Instructions to follow: Nothing in the data should change when you return it, but leave the pictures out.

Given information:
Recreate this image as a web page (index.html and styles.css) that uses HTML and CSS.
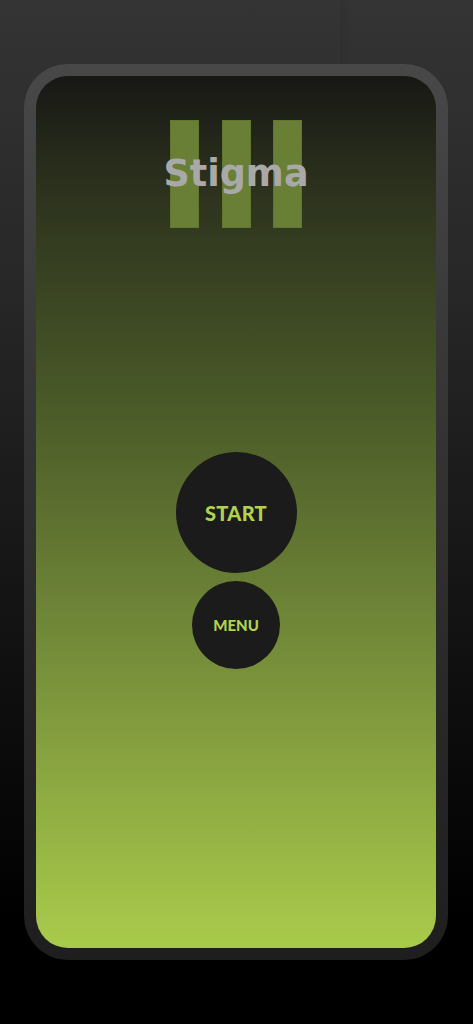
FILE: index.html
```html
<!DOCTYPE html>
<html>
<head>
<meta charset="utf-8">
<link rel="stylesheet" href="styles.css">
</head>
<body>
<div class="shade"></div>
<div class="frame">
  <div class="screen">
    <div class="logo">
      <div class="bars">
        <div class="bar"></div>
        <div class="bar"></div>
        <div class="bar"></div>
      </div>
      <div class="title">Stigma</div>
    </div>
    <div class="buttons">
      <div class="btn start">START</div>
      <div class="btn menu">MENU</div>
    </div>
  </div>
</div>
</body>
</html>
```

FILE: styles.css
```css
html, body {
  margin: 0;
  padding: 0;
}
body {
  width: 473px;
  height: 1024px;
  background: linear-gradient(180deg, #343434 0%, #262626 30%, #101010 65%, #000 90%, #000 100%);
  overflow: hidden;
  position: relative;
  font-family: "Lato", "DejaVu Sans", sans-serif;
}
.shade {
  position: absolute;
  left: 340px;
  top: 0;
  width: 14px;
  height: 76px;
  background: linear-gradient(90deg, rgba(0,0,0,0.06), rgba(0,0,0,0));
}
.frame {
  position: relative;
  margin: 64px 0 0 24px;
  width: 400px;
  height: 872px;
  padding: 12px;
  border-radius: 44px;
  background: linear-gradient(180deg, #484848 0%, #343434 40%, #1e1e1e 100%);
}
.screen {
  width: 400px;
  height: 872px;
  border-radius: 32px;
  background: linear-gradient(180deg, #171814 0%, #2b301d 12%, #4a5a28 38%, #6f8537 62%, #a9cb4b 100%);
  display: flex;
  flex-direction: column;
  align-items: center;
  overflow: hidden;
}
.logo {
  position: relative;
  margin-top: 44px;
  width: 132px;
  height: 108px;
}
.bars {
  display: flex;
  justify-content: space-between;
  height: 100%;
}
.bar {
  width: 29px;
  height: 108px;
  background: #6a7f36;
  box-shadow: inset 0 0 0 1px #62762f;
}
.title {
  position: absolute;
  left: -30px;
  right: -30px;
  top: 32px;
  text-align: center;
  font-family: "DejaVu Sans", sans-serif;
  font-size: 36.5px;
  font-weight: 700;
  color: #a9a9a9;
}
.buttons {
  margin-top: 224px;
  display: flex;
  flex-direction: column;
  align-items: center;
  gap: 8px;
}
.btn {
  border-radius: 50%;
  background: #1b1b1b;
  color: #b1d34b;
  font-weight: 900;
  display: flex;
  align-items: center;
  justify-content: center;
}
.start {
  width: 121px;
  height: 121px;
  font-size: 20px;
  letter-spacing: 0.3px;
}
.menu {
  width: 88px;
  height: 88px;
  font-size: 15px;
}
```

Result for this exercise:
Recreate this image as a web page (index.html and styles.css) that uses HTML and CSS.
FILE: index.html
```html
<!DOCTYPE html>
<html>
<head>
<meta charset="utf-8">
<link rel="stylesheet" href="styles.css">
</head>
<body>
<div class="shade"></div>
<div class="frame">
  <div class="screen">
    <div class="logo">
      <div class="bars">
        <div class="bar"></div>
        <div class="bar"></div>
        <div class="bar"></div>
      </div>
      <div class="title">Stigma</div>
    </div>
    <div class="buttons">
      <div class="btn start">START</div>
      <div class="btn menu">MENU</div>
    </div>
  </div>
</div>
</body>
</html>
```

FILE: styles.css
```css
html, body {
  margin: 0;
  padding: 0;
}
body {
  width: 473px;
  height: 1024px;
  background: linear-gradient(180deg, #343434 0%, #262626 30%, #101010 65%, #000 90%, #000 100%);
  overflow: hidden;
  position: relative;
  font-family: "Lato", "DejaVu Sans", sans-serif;
}
.shade {
  position: absolute;
  left: 340px;
  top: 0;
  width: 14px;
  height: 76px;
  background: linear-gradient(90deg, rgba(0,0,0,0.06), rgba(0,0,0,0));
}
.frame {
  position: relative;
  margin: 64px 0 0 24px;
  width: 400px;
  height: 872px;
  padding: 12px;
  border-radius: 44px;
  background: linear-gradient(180deg, #484848 0%, #343434 40%, #1e1e1e 100%);
}
.screen {
  width: 400px;
  height: 872px;
  border-radius: 32px;
  background: linear-gradient(180deg, #171814 0%, #2b301d 12%, #4a5a28 38%, #6f8537 62%, #a9cb4b 100%);
  display: flex;
  flex-direction: column;
  align-items: center;
  overflow: hidden;
}
.logo {
  position: relative;
  margin-top: 44px;
  width: 132px;
  height: 108px;
}
.bars {
  display: flex;
  justify-content: space-between;
  height: 100%;
}
.bar {
  width: 29px;
  height: 108px;
  background: #6a7f36;
  box-shadow: inset 0 0 0 1px #62762f;
}
.title {
  position: absolute;
  left: -30px;
  right: -30px;
  top: 32px;
  text-align: center;
  font-family: "DejaVu Sans", sans-serif;
  font-size: 36.5px;
  font-weight: 700;
  color: #a9a9a9;
}
.buttons {
  margin-top: 224px;
  display: flex;
  flex-direction: column;
  align-items: center;
  gap: 8px;
}
.btn {
  border-radius: 50%;
  background: #1b1b1b;
  color: #b1d34b;
  font-weight: 900;
  display: flex;
  align-items: center;
  justify-content: center;
}
.start {
  width: 121px;
  height: 121px;
  font-size: 20px;
  letter-spacing: 0.3px;
}
.menu {
  width: 88px;
  height: 88px;
  font-size: 15px;
}
```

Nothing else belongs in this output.